- RAW DATA:

________________

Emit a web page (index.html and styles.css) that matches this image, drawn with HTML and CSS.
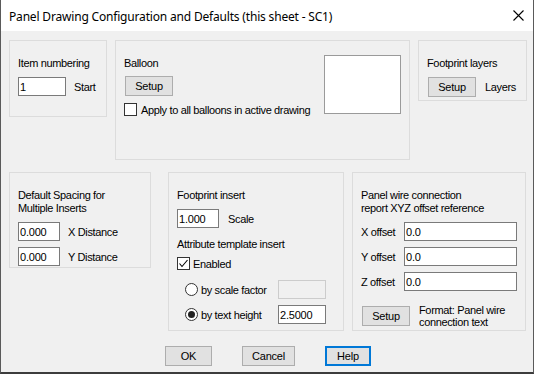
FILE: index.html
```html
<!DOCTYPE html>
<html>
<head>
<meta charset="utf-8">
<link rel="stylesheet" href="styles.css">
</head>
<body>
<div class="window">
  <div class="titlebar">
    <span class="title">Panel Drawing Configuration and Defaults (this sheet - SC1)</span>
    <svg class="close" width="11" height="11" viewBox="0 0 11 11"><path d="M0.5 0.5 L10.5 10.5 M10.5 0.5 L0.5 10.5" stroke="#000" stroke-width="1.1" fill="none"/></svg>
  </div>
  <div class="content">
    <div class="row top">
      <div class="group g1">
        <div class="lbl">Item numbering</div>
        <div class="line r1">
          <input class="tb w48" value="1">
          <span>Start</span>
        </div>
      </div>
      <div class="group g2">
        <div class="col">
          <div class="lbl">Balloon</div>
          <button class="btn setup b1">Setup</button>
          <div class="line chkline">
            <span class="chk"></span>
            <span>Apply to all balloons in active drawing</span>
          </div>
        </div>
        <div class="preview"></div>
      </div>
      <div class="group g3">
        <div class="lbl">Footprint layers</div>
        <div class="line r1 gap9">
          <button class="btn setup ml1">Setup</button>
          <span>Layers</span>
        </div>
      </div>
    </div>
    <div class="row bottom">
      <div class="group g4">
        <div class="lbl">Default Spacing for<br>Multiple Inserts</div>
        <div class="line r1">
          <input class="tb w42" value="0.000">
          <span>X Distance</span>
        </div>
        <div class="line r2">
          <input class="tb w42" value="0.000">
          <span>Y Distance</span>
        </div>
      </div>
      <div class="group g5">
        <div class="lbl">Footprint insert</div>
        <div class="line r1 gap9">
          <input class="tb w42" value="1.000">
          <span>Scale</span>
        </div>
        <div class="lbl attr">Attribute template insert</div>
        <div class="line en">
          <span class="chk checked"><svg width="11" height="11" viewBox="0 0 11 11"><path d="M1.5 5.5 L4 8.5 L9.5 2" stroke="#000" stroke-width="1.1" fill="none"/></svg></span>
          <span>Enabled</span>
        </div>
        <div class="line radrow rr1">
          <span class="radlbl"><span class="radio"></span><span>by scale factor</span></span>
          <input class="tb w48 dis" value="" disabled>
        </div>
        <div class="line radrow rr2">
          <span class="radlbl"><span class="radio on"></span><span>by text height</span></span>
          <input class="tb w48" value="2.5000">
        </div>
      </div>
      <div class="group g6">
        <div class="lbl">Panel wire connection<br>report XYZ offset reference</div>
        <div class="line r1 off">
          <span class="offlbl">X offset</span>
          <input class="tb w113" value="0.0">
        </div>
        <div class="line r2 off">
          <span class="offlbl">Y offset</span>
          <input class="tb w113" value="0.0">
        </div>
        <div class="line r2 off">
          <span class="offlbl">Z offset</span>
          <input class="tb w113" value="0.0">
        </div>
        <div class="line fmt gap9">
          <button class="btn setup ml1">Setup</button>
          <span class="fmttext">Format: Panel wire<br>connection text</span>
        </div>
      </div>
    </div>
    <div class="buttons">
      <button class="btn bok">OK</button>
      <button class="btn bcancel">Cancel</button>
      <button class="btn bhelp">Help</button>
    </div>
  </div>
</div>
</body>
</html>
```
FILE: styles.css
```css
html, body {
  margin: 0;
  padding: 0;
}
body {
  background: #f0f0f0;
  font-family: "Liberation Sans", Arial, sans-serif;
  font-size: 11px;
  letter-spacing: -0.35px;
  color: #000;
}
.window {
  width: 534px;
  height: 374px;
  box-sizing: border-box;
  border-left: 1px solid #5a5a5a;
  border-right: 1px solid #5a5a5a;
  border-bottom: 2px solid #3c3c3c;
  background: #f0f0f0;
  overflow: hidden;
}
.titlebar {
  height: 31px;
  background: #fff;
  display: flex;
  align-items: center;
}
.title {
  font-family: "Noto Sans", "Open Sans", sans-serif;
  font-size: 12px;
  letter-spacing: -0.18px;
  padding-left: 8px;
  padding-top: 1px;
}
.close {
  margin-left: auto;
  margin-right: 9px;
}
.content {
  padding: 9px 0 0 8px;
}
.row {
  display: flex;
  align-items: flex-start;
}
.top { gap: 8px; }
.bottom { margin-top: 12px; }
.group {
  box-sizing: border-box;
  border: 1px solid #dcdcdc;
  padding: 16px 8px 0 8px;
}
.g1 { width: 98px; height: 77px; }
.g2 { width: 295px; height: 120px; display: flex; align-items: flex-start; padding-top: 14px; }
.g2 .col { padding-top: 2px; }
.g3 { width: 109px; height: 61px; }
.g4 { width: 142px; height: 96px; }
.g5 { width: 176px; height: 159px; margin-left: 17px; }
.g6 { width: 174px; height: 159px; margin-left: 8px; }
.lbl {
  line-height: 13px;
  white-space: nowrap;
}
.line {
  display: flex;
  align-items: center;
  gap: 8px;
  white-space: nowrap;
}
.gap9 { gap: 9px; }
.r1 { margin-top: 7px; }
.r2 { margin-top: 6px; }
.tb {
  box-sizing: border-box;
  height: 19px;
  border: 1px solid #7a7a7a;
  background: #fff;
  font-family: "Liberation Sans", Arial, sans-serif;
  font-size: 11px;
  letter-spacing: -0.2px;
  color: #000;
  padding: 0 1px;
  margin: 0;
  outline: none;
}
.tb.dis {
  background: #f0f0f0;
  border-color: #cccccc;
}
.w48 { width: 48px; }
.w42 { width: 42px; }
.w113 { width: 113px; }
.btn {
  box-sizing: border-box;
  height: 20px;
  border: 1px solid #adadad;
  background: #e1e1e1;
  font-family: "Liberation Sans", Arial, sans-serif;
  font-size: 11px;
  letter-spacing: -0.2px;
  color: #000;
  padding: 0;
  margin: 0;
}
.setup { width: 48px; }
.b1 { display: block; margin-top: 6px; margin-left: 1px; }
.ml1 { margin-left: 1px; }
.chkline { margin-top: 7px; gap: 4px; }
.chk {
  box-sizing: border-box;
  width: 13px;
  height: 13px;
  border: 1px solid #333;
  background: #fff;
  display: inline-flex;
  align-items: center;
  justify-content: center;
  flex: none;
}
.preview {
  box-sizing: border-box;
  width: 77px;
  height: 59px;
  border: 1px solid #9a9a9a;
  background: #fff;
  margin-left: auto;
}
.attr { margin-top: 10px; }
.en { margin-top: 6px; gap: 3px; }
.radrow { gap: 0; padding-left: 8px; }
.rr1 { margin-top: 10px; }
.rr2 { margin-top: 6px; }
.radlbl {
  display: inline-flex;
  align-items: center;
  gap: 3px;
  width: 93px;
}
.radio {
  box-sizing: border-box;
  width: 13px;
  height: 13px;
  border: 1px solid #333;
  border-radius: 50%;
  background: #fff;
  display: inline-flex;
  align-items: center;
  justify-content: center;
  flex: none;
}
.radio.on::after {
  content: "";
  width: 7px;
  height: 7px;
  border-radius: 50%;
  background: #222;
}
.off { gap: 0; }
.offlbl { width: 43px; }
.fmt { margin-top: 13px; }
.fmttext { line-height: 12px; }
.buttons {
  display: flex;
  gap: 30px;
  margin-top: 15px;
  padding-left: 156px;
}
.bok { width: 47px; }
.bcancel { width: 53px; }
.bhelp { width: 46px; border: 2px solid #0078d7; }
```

________________

- TASK DIRECTIONS:
Leave out the pictures and copy the rest of the material above exactly.

- WRITTEN RESPONSE:
Emit a web page (index.html and styles.css) that matches this image, drawn with HTML and CSS.
FILE: index.html
```html
<!DOCTYPE html>
<html>
<head>
<meta charset="utf-8">
<link rel="stylesheet" href="styles.css">
</head>
<body>
<div class="window">
  <div class="titlebar">
    <span class="title">Panel Drawing Configuration and Defaults (this sheet - SC1)</span>
    <svg class="close" width="11" height="11" viewBox="0 0 11 11"><path d="M0.5 0.5 L10.5 10.5 M10.5 0.5 L0.5 10.5" stroke="#000" stroke-width="1.1" fill="none"/></svg>
  </div>
  <div class="content">
    <div class="row top">
      <div class="group g1">
        <div class="lbl">Item numbering</div>
        <div class="line r1">
          <input class="tb w48" value="1">
          <span>Start</span>
        </div>
      </div>
      <div class="group g2">
        <div class="col">
          <div class="lbl">Balloon</div>
          <button class="btn setup b1">Setup</button>
          <div class="line chkline">
            <span class="chk"></span>
            <span>Apply to all balloons in active drawing</span>
          </div>
        </div>
        <div class="preview"></div>
      </div>
      <div class="group g3">
        <div class="lbl">Footprint layers</div>
        <div class="line r1 gap9">
          <button class="btn setup ml1">Setup</button>
          <span>Layers</span>
        </div>
      </div>
    </div>
    <div class="row bottom">
      <div class="group g4">
        <div class="lbl">Default Spacing for<br>Multiple Inserts</div>
        <div class="line r1">
          <input class="tb w42" value="0.000">
          <span>X Distance</span>
        </div>
        <div class="line r2">
          <input class="tb w42" value="0.000">
          <span>Y Distance</span>
        </div>
      </div>
      <div class="group g5">
        <div class="lbl">Footprint insert</div>
        <div class="line r1 gap9">
          <input class="tb w42" value="1.000">
          <span>Scale</span>
        </div>
        <div class="lbl attr">Attribute template insert</div>
        <div class="line en">
          <span class="chk checked"><svg width="11" height="11" viewBox="0 0 11 11"><path d="M1.5 5.5 L4 8.5 L9.5 2" stroke="#000" stroke-width="1.1" fill="none"/></svg></span>
          <span>Enabled</span>
        </div>
        <div class="line radrow rr1">
          <span class="radlbl"><span class="radio"></span><span>by scale factor</span></span>
          <input class="tb w48 dis" value="" disabled>
        </div>
        <div class="line radrow rr2">
          <span class="radlbl"><span class="radio on"></span><span>by text height</span></span>
          <input class="tb w48" value="2.5000">
        </div>
      </div>
      <div class="group g6">
        <div class="lbl">Panel wire connection<br>report XYZ offset reference</div>
        <div class="line r1 off">
          <span class="offlbl">X offset</span>
          <input class="tb w113" value="0.0">
        </div>
        <div class="line r2 off">
          <span class="offlbl">Y offset</span>
          <input class="tb w113" value="0.0">
        </div>
        <div class="line r2 off">
          <span class="offlbl">Z offset</span>
          <input class="tb w113" value="0.0">
        </div>
        <div class="line fmt gap9">
          <button class="btn setup ml1">Setup</button>
          <span class="fmttext">Format: Panel wire<br>connection text</span>
        </div>
      </div>
    </div>
    <div class="buttons">
      <button class="btn bok">OK</button>
      <button class="btn bcancel">Cancel</button>
      <button class="btn bhelp">Help</button>
    </div>
  </div>
</div>
</body>
</html>
```
FILE: styles.css
```css
html, body {
  margin: 0;
  padding: 0;
}
body {
  background: #f0f0f0;
  font-family: "Liberation Sans", Arial, sans-serif;
  font-size: 11px;
  letter-spacing: -0.35px;
  color: #000;
}
.window {
  width: 534px;
  height: 374px;
  box-sizing: border-box;
  border-left: 1px solid #5a5a5a;
  border-right: 1px solid #5a5a5a;
  border-bottom: 2px solid #3c3c3c;
  background: #f0f0f0;
  overflow: hidden;
}
.titlebar {
  height: 31px;
  background: #fff;
  display: flex;
  align-items: center;
}
.title {
  font-family: "Noto Sans", "Open Sans", sans-serif;
  font-size: 12px;
  letter-spacing: -0.18px;
  padding-left: 8px;
  padding-top: 1px;
}
.close {
  margin-left: auto;
  margin-right: 9px;
}
.content {
  padding: 9px 0 0 8px;
}
.row {
  display: flex;
  align-items: flex-start;
}
.top { gap: 8px; }
.bottom { margin-top: 12px; }
.group {
  box-sizing: border-box;
  border: 1px solid #dcdcdc;
  padding: 16px 8px 0 8px;
}
.g1 { width: 98px; height: 77px; }
.g2 { width: 295px; height: 120px; display: flex; align-items: flex-start; padding-top: 14px; }
.g2 .col { padding-top: 2px; }
.g3 { width: 109px; height: 61px; }
.g4 { width: 142px; height: 96px; }
.g5 { width: 176px; height: 159px; margin-left: 17px; }
.g6 { width: 174px; height: 159px; margin-left: 8px; }
.lbl {
  line-height: 13px;
  white-space: nowrap;
}
.line {
  display: flex;
  align-items: center;
  gap: 8px;
  white-space: nowrap;
}
.gap9 { gap: 9px; }
.r1 { margin-top: 7px; }
.r2 { margin-top: 6px; }
.tb {
  box-sizing: border-box;
  height: 19px;
  border: 1px solid #7a7a7a;
  background: #fff;
  font-family: "Liberation Sans", Arial, sans-serif;
  font-size: 11px;
  letter-spacing: -0.2px;
  color: #000;
  padding: 0 1px;
  margin: 0;
  outline: none;
}
.tb.dis {
  background: #f0f0f0;
  border-color: #cccccc;
}
.w48 { width: 48px; }
.w42 { width: 42px; }
.w113 { width: 113px; }
.btn {
  box-sizing: border-box;
  height: 20px;
  border: 1px solid #adadad;
  background: #e1e1e1;
  font-family: "Liberation Sans", Arial, sans-serif;
  font-size: 11px;
  letter-spacing: -0.2px;
  color: #000;
  padding: 0;
  margin: 0;
}
.setup { width: 48px; }
.b1 { display: block; margin-top: 6px; margin-left: 1px; }
.ml1 { margin-left: 1px; }
.chkline { margin-top: 7px; gap: 4px; }
.chk {
  box-sizing: border-box;
  width: 13px;
  height: 13px;
  border: 1px solid #333;
  background: #fff;
  display: inline-flex;
  align-items: center;
  justify-content: center;
  flex: none;
}
.preview {
  box-sizing: border-box;
  width: 77px;
  height: 59px;
  border: 1px solid #9a9a9a;
  background: #fff;
  margin-left: auto;
}
.attr { margin-top: 10px; }
.en { margin-top: 6px; gap: 3px; }
.radrow { gap: 0; padding-left: 8px; }
.rr1 { margin-top: 10px; }
.rr2 { margin-top: 6px; }
.radlbl {
  display: inline-flex;
  align-items: center;
  gap: 3px;
  width: 93px;
}
.radio {
  box-sizing: border-box;
  width: 13px;
  height: 13px;
  border: 1px solid #333;
  border-radius: 50%;
  background: #fff;
  display: inline-flex;
  align-items: center;
  justify-content: center;
  flex: none;
}
.radio.on::after {
  content: "";
  width: 7px;
  height: 7px;
  border-radius: 50%;
  background: #222;
}
.off { gap: 0; }
.offlbl { width: 43px; }
.fmt { margin-top: 13px; }
.fmttext { line-height: 12px; }
.buttons {
  display: flex;
  gap: 30px;
  margin-top: 15px;
  padding-left: 156px;
}
.bok { width: 47px; }
.bcancel { width: 53px; }
.bhelp { width: 46px; border: 2px solid #0078d7; }
```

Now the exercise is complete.